### Model Fine-Tuning
BERT base uncased

In [3]:
!pip install transformers datasets peft evaluate accelerate bitsandbytes pandas -q

In [8]:
import os
os.environ["WANDB_DISABLED"] = "true"

In [None]:
import os
import argparse
from typing import Dict, Any, List

import torch
from datasets import load_dataset, Dataset, ClassLabel, Features, Value
from transformers import (
    AutoTokenizer,
    AutoModelForSequenceClassification,
    Trainer,
    TrainingArguments,
    DataCollatorWithPadding,
)
from peft import LoraConfig, get_peft_model, TaskType
import evaluate
import numpy as np
import pandas as pd
import json

# -------------------------
# Configuration
# -------------------------
class SimpleArgs:
    csv = "mt_bench_training.csv"
    output_dir = "./model_adapter"
    model_name = "bert-base-uncased"  # <-- switched to encoder-only
    batch_size = 8
    epochs = 3
    lr = 5e-5
    seed = 42
    max_input_length = 512
    lora_r = 16
    lora_alpha = 32
    lora_dropout = 0.05
    save_total_limit = 2
    eval_steps = 10
    logging_steps = 10
    seed_data_split = 42
    test_size = 0.1
    validation_size = 0.1

args = SimpleArgs()

# -------------------------
# Utilities
# -------------------------
def build_input_texts_from_columns(examples: Dict[str, List], tokenizer) -> List[str]:
    text_inputs = []
    sep_token = tokenizer.sep_token if tokenizer.sep_token is not None else " "

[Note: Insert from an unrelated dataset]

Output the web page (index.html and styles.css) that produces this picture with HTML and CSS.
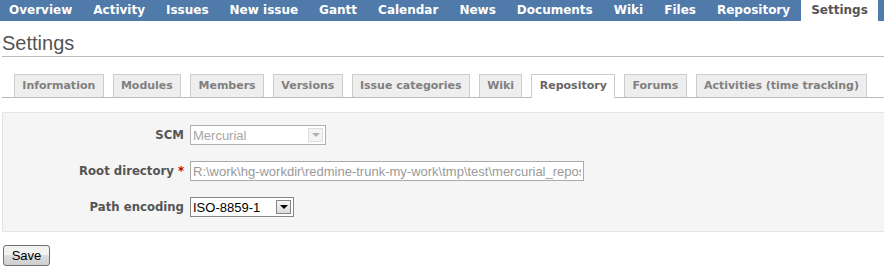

    for i in range(len(examples["turn"])):
        turn = int(examples["turn"][i])
        q1 = str(examples.get("turn_1_query", [""])[i]).strip()

        if turn == 1:
            text = f"Query: {q1}"
        elif turn == 2:
            ans = str(examples.get("turn_1_answer", [""])[i]).strip()
            q2 = str(examples.get("turn_2_query", [""])[i]).strip()
            text = f"Query: {q1}{sep_token}Answer: {ans}{sep_token}Follow-up Query: {q2}"
        else:
            text = f"Query: {q1}"
        text_inputs.append(text)
    return text_inputs


def preprocess_function(examples, tokenizer, args):
    text_inputs = build_input_texts_from_columns(examples, tokenizer)

    model_inputs = tokenizer(
        text_inputs,
        max_length=args.max_input_length,
        truncation=True,
        padding=False,
    )
    model_inputs["labels"] = examples["label"]
    return model_inputs


# -------------------------
# Compute Metrics
# -------------------------
accuracy_metric = evaluate.load("accuracy")

def compute_metrics(eval_preds):
    preds, labels = eval_preds
    if isinstance(preds, tuple):
        logits = preds[0]
    else:
        logits = preds

    pred_ids = np.argmax(logits, axis=1)
    acc = accuracy_metric.compute(predictions=pred_ids, references=labels)
    return {"accuracy": acc["accuracy"]}

# -------------------------
# Main Logic
# -------------------------
def main():
    torch.manual_seed(args.seed)
    device = "cuda" if torch.cuda.is_available() else "cpu"
    print(f"--- Using device: {device.upper()} ---")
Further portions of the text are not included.